Como característica essencial do fenómeno regulatório, diga-se que o Estado pode perfeitamente prescindir do seu papel de detentor de meios de produção, seja como empresário, seja como sócio de outros investidores, sem que tal signifique, de todo, uma atitude de menosprezo pela vida económica, ou de impotência face ao seu desenrolar; pelo contrário, a regulação abre novas possibilidades à intervenção condicionadora do Estado, incluindo a intervenção indirecta na dimensão regulamentadora, mas nela não se esgotando. Em bom rigor, a regulamentação passa a estar complementada pelo poder inspectivo e, quando é caso disso, pela força sancionatória; mas a regulação caracteriza-se ainda por ter, além da coacção, um outro mecanismo igualmente eficaz, desde que estribado no prestígio sólido e efectivo das entidades que a exercem – trata-se do chamado controlo prudencial, um poder de influência nascido de recomendações, directivas genéricas e outras formas de “aconselhamento” dirigidas aos regulados pelo órgão regulador.
A liberalização do mercado não significa, pois, necessariamente, a sua retirada da influência do Estado, uma vez que pode ser conciliada com amplas e eficazes atitudes interventivas, através da dotação de regras para os sectores de actividade objecto de regulação, a par da criação de entidades capazes de, com independência total (da Administração, mas também face aos próprios regulados), autoridade visível e prestígio decorrente do reconhecimento social, realizarem com sucesso as tarefas que lhes são cometidas por lei.
Acresce que a regulação do mercado não se pode construir de forma aleatória: ela tem uma lógica própria, uma dimensão evolutiva e uma vocação estruturante. A lógica assenta, desde logo, na regulação do fundamento do próprio sistema de mercado: a livre concorrência; sem esta intervenção, a ocorrência sistemática de práticas anti-concorrenciais poderia ocasionar a implosão do sistema, corrompido nos seus pressupostos de fluidez e transparência. A dimensão evolutiva aponta para a regulação de zonas fulcrais do sistema, como o mercado de capitais e as actividades bancária e seguradora, na qualidade de “sectores básicos” da economia.
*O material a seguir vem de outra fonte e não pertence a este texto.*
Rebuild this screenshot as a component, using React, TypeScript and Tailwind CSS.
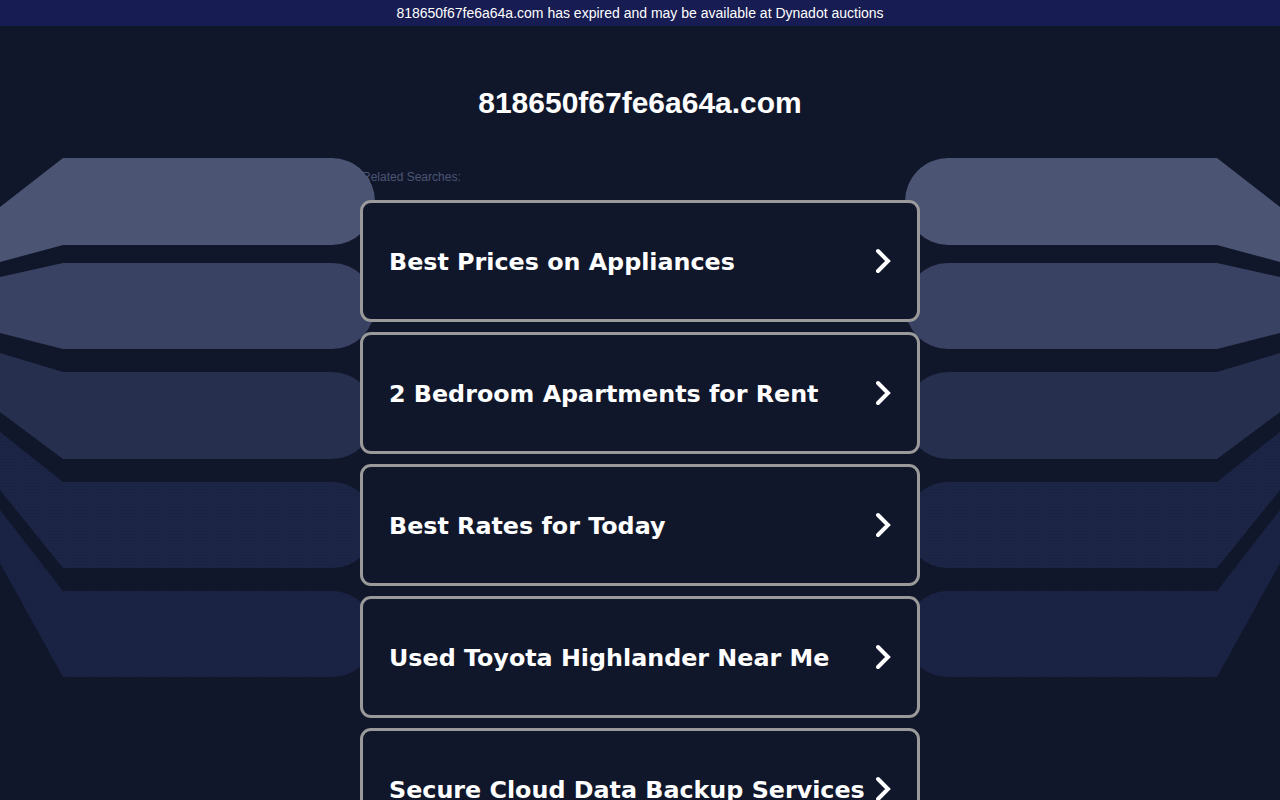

Por fim, a vocação estruturante é visível na disseminação regulatória por um sem número de sectores, desde os que produzem bens e serviços essenciais (caso do sector energético, da água, da saúde) aos que representam um modelo sócio-cultural sem o qual as sociedades contemporâneas não se reconhecem (as telecomunicações e a comunicação social são bem representativas dessa vertente imagética e, em simultâneo, económica, onde, embora em dimensões diferenciadas, a imago não será menos importante do que os recursos afectos ao investimento).
Daqui também decorre uma concepção nova de serviço público, segundo a qual a defesa do interesse geral só tem a ganhar com a concorrência entre fornecedores de bens ou prestadores de serviços, sem que tal seja posto em causa pela natureza essencial de tais bens ou serviços. Mas, uma vez mais, só uma regulação eficaz pode garantir que o interesse dos utentes não seja ultrapassado pela lógica do lucro puro e simples.
Vivemos numa época de mutações rápidas e de incerteza acentuada. Mas a enorme dificuldade na criação de mecanismos que procurem a consolidação de estruturas, quer a nível global (com os insucessos conhecidos, como é o caso da Organização Mundial do Comércio, no âmbito das regras de troca multilateral, ou do Protocolo de Quioto, quanto à preservação do meio ambiente), quer a nível regional (e aqui temos a União Europeia, com todo o pathos em volta do Pacto de Estabilidade e Crescimento), quer ainda a nível interno de cada Estado (sendo, apesar de tudo, este o patamar onde se esperam alguns êxitos, como, no caso português, se deseja que aconteça com a Autoridade da Concorrência, autoridade reguladora absolutamente central no contexto do mercado nacional), não pode nem deve suster a procura de soluções regulatórias capazes de relançar o crescimento económico, a expansão sustentada e o desenvolvimento social.